Funny enough (or evil, one might say) a coworker came up to me at 9 am and gave me a red velvet cupcake from one of the most notoriously delicious bakeries in Chicago. I stared at that damn cupcake for 3 and a half hours before my weigh-in. It was a showdown between me and the cake. I had too much respect for such a magnificent creation to throw it away, yet I had to test my will power to avoid it. I decided that I would wait until after the weigh-in and then I would find someone to split it with.

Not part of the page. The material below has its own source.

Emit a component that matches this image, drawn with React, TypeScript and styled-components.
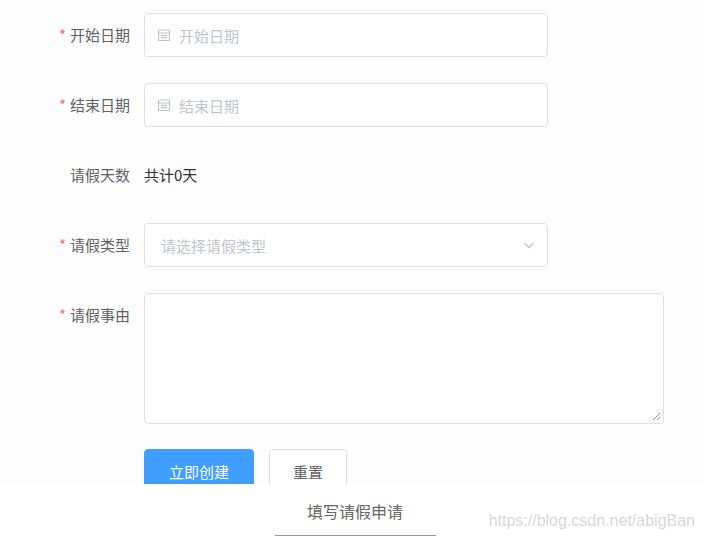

Now some people might think if I really had willpower I would have just said no to begin with. However, I look at it this way: If I constantly say no to things I love like cupcakes, ice cream, red wine, and chocolate (red wine pairs excellently with dark chocolate, by the way) I’m just setting myself up for failure. There is absolutely no way I can live the rest of my life without consuming the things I love. If I deny myself completely I will one day go crazy and eat 12 cupcakes in one weekend. I’ll be found passed out on my couch in a sugar coma with frosting smeared all over my face. Also, totally making foods 100% off limits contributes to that dangerous “all or nothing” mentality. It’s not “all or nothing” or “off and on.” If one eats something that could be labeled “bad” she/he shouldn’t throw the rest of the day away. Throwing one’s hands up and saying “I blew my diet” gives that person carte blanche to pig out the rest of the day. So instead of eating an extra 300 calories she/he end up eating an extra 1300 calories. That’s dangerous thinking. And dumb, really.
This is something I have to do for the rest of my life. I’ve accepted the fact that I am unfortunate enough to be one of those people with a slow metabolism who has to work really hard to lose weight. Now I can either bitch and moan about it and feel sorry for myself or I can take steps to get the weight off and keep it off. If it takes awhile, so be it. As many people struggling with their weight have heard before – I didn’t gain the weight overnight, so I can’t expect to lose it overnight. The important thing is to be honest and reasonable. I must adopt a lifestyle that I can maintain for the rest of my life, not something that is going to make me suffer.